I was intrigued to know how AlphaStar became and played like this. So I found out that it begins by commencing imitation learning, which is a method to look at replays of people of different skill levels, professional or not, and imitate/ learn from them. It is then placed into something called an AlphaStar League where it competes against other AlphaStars that have learned different strategies from different replays. As they play each other, the AlphaStars update their own strategies with the goal of defeating all other strategies as effectively as possible through a method called reinforcement learning. What makes this portion interesting is that AlphaStar competitors are encouraged to specialize by adapting their personal learning objective. This means that some AlphaStars are favorable of competing against a specific race or employing a specific strategy, like cannon proxy, or building a single type of unit which was seen in the match against MaNa where too many disruptors were built. At the end of this league, 5 different versions of AlphaStar were chosen, with the least exploitable strategies, to go against the professionals. To sum this up, AlphaStar plays against multiple versions of itself to update and improve its own strategy.
Let’s Make Sense of It
Imagine a game just came out. You don’t know how to operate the game, you don’t know any of the game’s mechanics, and you don’t have any strategy for tackling a given situation. That’s exactly how it was when Starcraft first came out. There were no strategies. But eventually, people discovered a method to play. Then, someone lost to it and developed a counter measure. Then someone created a counter to that, then a counter to that, and so on. The new strategy would become the new way to play the game. Over time, these new strategies are introduced to the ladder and the result of it are the methods and strategies we play with today.
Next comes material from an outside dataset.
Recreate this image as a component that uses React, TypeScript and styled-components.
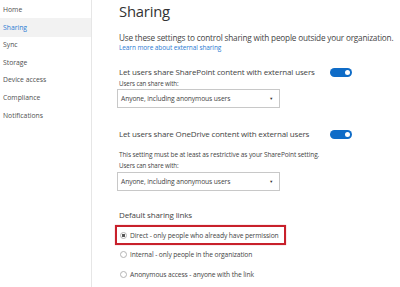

The methods of AlphaStar are bizarre. But this is from the perspective of someone who has grown with the Starcraft community to understand and improve on existing strategies to better the game. However, from the perspective of someone who has grown an interest in AI, I say that maybe in an alternate universe, AlphaStar’s style of gameplay with its odd strategies might just have been the new meta.
I looked further into AI specialized for games and found OpenAI, which is the AI built to play Dota 2, a multiplayer online battle arena, MOBA for short. Similar to AlphaStar, OpenAI showed exceptional game mechanics, seen in its reaction time against the team fight initiations from the human opponents and the envious creep blocks. Combined with some questionable, unorthodox strategies such as killing Roshan when their base is being destroyed, OpenAI was a joy to watch. To anyone who has an interest in any of these games, I highly recommend watching a pro compete against AI, you will be mesmerized by its otherworldly playing style. Probably one of the most entertaining things I saw was it’s smack talk.
Is AI Perfect?
After being fascinated by AlphaGo, impressed by AlphaStar, and finally just entertained by OpenAI, I was beginning to take an interest in the faults of these different systems. I told myself that they are good but they aren’t perfect. AlphaGo lost because Lee Sedol made a 1 in 10,000 move. AlphaStar lost to MaNa because it failed to defend its base during the most critical of times. OpenAI lost because they failed to stick together. In all these situations, the AI failed to react properly towards the extreme cases. The situations would not have led to their defeat if the AI simply continued to play like it normally does. It failed to make rational decisions. So is AI perfect? No. But it sure is amazing at playing games already.